Aim of the task
The material below includes pictures; leave them out and return only the lines between the line containing "Emit a component" and the line containing "import React from", inclusive, word for word.

* start *

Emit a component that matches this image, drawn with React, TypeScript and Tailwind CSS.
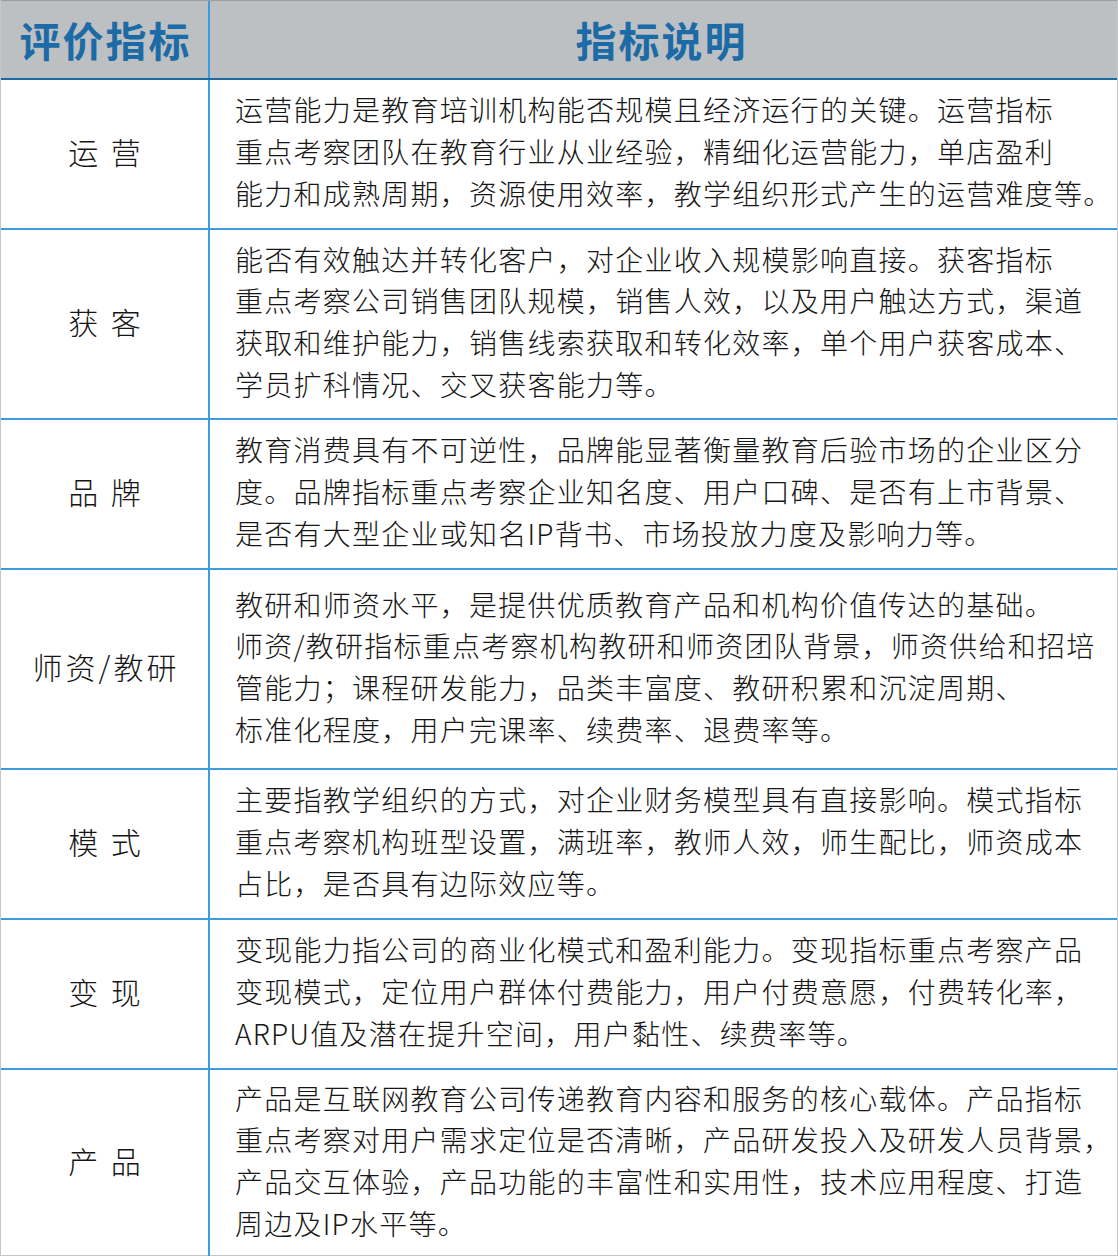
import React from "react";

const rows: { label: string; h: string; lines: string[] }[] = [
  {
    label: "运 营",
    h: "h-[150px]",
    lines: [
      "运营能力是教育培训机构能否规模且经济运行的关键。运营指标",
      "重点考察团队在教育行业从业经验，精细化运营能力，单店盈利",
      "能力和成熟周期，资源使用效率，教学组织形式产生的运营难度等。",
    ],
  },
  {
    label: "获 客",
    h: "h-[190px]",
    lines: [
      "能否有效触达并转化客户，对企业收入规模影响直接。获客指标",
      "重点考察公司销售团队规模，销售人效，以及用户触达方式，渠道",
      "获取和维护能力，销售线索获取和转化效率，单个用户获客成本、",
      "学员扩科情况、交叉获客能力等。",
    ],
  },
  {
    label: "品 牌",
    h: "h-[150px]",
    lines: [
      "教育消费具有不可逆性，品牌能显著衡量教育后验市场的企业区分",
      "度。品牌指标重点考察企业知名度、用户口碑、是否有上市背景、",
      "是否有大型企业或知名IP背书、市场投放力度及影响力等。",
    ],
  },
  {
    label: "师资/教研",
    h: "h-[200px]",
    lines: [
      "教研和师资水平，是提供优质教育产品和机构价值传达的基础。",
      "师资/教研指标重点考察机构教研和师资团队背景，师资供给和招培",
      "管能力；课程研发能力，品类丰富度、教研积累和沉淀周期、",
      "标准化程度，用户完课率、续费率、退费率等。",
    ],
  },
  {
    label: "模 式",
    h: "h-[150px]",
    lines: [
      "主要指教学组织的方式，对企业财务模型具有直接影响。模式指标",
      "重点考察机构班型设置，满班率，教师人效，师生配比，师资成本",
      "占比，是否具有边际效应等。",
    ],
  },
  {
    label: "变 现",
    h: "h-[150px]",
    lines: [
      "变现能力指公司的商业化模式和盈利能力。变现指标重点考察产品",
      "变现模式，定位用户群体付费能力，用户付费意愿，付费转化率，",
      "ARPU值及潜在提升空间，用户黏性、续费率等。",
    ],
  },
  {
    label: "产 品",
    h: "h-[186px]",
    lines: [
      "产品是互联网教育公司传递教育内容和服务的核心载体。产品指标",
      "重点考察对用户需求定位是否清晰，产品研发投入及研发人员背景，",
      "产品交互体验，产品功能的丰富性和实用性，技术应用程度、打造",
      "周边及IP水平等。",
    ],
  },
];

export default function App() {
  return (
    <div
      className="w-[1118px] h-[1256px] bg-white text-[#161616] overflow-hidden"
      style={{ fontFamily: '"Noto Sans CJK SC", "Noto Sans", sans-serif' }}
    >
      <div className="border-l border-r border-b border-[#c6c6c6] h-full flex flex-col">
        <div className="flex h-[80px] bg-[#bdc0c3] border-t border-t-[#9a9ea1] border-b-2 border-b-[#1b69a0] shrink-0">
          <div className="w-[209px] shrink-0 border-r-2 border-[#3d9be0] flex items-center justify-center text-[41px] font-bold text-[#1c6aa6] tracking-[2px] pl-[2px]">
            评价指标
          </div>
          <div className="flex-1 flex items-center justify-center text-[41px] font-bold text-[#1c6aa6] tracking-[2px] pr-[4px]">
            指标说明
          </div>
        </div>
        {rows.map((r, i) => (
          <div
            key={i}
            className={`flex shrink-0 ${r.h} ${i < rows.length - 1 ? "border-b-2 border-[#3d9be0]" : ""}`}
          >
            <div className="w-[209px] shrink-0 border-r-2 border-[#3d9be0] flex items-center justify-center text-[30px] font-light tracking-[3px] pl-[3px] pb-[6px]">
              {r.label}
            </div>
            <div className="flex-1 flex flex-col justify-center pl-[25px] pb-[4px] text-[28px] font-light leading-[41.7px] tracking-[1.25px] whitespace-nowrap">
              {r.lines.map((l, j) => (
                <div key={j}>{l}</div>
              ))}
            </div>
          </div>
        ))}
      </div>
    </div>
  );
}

* end *
* start *

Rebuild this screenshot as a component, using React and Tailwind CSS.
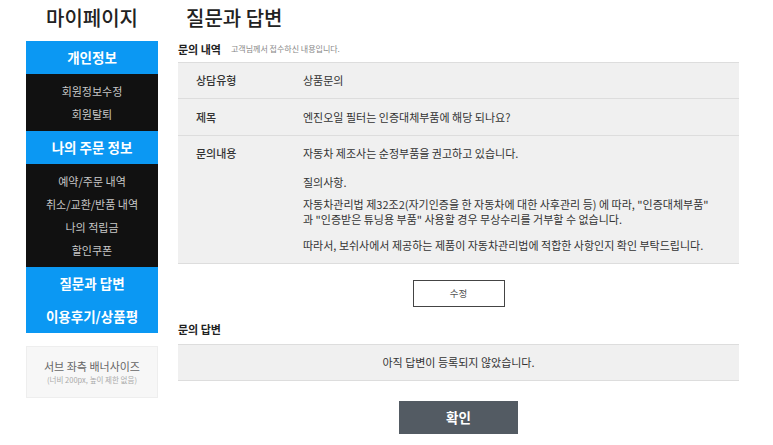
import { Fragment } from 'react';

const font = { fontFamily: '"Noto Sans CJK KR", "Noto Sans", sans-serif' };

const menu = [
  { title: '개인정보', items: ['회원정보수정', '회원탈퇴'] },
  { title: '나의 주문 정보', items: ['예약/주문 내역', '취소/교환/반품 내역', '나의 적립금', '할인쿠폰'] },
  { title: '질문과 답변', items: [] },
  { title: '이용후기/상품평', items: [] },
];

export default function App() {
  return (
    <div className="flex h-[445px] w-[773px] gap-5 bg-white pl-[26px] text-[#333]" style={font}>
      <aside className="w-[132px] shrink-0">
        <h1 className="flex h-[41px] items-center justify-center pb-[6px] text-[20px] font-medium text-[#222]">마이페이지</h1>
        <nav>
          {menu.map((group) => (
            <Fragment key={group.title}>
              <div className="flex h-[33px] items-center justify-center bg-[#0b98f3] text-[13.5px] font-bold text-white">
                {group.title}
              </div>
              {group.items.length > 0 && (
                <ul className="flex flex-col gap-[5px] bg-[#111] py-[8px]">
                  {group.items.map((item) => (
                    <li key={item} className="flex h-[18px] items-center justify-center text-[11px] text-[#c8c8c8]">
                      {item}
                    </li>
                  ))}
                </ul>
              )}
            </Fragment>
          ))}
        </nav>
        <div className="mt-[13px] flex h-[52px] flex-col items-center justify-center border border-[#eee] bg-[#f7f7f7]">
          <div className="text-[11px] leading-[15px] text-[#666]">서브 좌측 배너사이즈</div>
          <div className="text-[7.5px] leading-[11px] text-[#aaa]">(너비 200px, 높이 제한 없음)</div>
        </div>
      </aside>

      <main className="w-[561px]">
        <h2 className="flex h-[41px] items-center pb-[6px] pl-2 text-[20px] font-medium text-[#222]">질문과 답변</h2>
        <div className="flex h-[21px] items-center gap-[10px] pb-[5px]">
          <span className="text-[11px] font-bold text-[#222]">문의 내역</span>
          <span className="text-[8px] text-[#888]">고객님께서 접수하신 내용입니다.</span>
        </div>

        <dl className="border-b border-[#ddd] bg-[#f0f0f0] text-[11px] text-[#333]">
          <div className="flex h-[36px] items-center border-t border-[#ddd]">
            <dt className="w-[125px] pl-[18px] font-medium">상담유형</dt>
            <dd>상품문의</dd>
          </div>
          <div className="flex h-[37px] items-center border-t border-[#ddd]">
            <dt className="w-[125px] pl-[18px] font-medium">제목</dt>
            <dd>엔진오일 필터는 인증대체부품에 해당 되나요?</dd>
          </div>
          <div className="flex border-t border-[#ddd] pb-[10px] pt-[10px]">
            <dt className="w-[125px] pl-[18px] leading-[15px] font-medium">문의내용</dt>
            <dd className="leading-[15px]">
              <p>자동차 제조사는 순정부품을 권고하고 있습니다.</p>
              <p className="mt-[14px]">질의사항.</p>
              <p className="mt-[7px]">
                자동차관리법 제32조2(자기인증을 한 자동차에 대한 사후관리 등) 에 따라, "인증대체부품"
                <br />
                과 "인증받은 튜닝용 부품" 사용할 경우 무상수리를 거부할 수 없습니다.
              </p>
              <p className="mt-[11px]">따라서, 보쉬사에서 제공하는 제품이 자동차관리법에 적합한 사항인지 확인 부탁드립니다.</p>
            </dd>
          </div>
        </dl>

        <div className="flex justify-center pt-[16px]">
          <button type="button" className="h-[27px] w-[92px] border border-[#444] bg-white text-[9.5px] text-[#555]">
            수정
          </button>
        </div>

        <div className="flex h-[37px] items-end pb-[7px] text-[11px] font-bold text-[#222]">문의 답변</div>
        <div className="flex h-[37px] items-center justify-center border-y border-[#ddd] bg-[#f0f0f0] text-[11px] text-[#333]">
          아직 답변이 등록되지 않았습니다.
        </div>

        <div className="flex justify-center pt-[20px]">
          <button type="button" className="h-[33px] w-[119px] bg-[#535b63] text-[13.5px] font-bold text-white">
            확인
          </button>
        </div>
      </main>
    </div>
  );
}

* end *

Full output
Emit a component that matches this image, drawn with React, TypeScript and Tailwind CSS.
import React from "react";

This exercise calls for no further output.